Ma che succede a Como? Lucini come Botta, la Gerosa come Villani o Binda. Il governo cittadino oggi è espressione di uno schieramento politico opposto rispetto a quello di quindici anni fa ma analoghe sono le soluzioni prese in considerazione per aumentare la vivibilità del centro e limitare l’impatto del traffico veicolare.
La conferma, una volta di più, che non esistono politiche per la mobilità di destra o di sinistra e che amministratori con idee politiche molto diverse possono trovarsi d’accordo se è comune l’idea sulla vocazione di
Como che è quella, presente e soprattutto futura, di una città della bellezza e dell’accoglienza dove l’economia del turismo non potrà non intercettare ulteriori scelte coraggiose per favorire pedoni e biciclette.
Non è un caso se, dopo tante proteste, la zona a traffico limitato ha via via iniziato a macinare consensi. E ora non è solo una curiosa coincidenza se l’assessore Gerosa, anche se per ora solo con un test di una giornata, ha deciso di riproporre la chiusura del lungolago, vale a dire la scelta più coraggiosa, in materia di viabilità e ambiente, assunta per la prima volta quindici anni fa dall’amministrazione Botta. Allora si scatenò, soprattutto all’inizio, una mezza rivolta. Buona parte dei comaschi contestò apertamente quella scelta, considerata inutile (in quegli anni eravamo nel pieno dell’emergenza per le polveri sottili) e dannosa per gli accodamenti provocati nelle zone immediatamente a ridosso di quelle chiuse al traffico. Se non serve a ridurre lo smog, si rimproverava a Botta, per quale ragione fermare le auto? L’ex sindaco, anche su questo lungimirante, aveva ovviamente ben chiaro che non sarebbe stato quello lo strumento più efficace per limitare l’inquinamento eppure decise di insistere. Anzi, di più: quasi nel tentativo di dare una sveglia ai comaschi su un terreno decisivo per il loro futuro, arrivò a studiare e a mettere in atto alcune giornate di stop totale alle auto in tutto il territorio comunale. Bloccato il girone, bloccate strade come la Canturina e la Varesina che, senza auto e camion, molti di noi non sanno nemmeno immaginare. In questo caso si trattò di una provocazione, certo, ma oggi abbiamo la conferma che non fu una mossa fine a se stessa. Fu l’occasione, già allora, per scoprire una città totalmente nuova, un po’ come quando nevica o esce il lago e, al di là dei disagi, in pochi cedono alla tentazione di fare due passi in un paesaggio affascinante, quasi inesplorato.
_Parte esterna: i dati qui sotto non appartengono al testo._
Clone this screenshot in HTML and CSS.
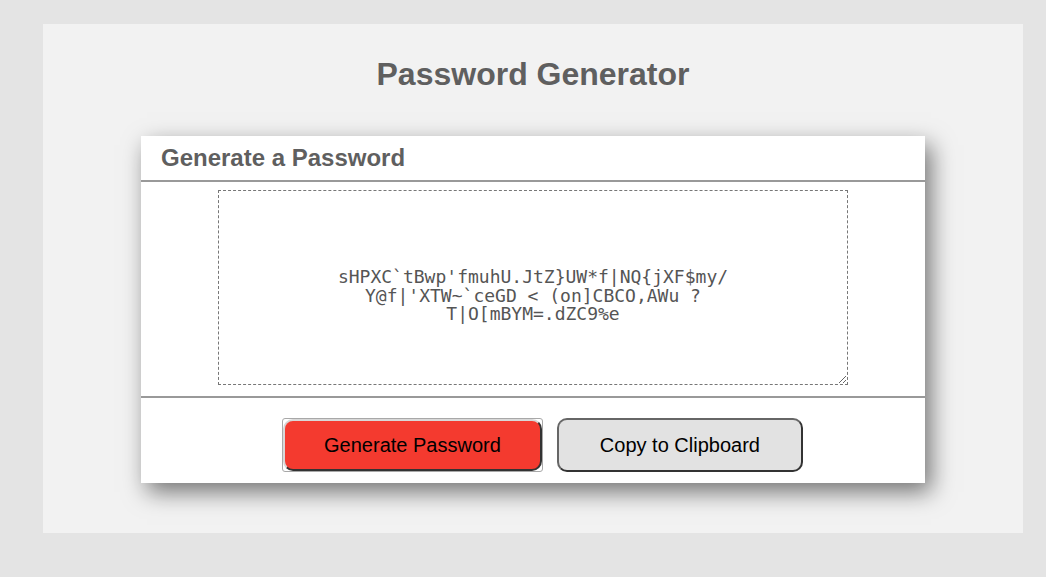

I semi gettati allora, finiti in un terreno arido nei dieci anni successivi con Bruni e Caradonna, germogliano oggi nel progetto dell’assessore Gerosa. L’idea di chiudere il lungolago la domenica, nel periodo di Expo può diventare una carta vincente per la valorizzazione di uno dei capoluoghi lombardi più belli, la naturale meta per una parte cospicua degli ospiti che affolleranno i padiglioni della Fiera. Si tratta però di una carta da giocarsi bene. Il Comune parta in anticipo e sappia, su di essa, costruire una forte azione di marketing territoriale. E i comaschi, almeno per una volta, lascino perdere le polemiche e colgano il valore di questa opportunità. Possiamo tutti fare un salto in avanti, guai a fermarsi ai piccoli grandi disagi del giorno prima.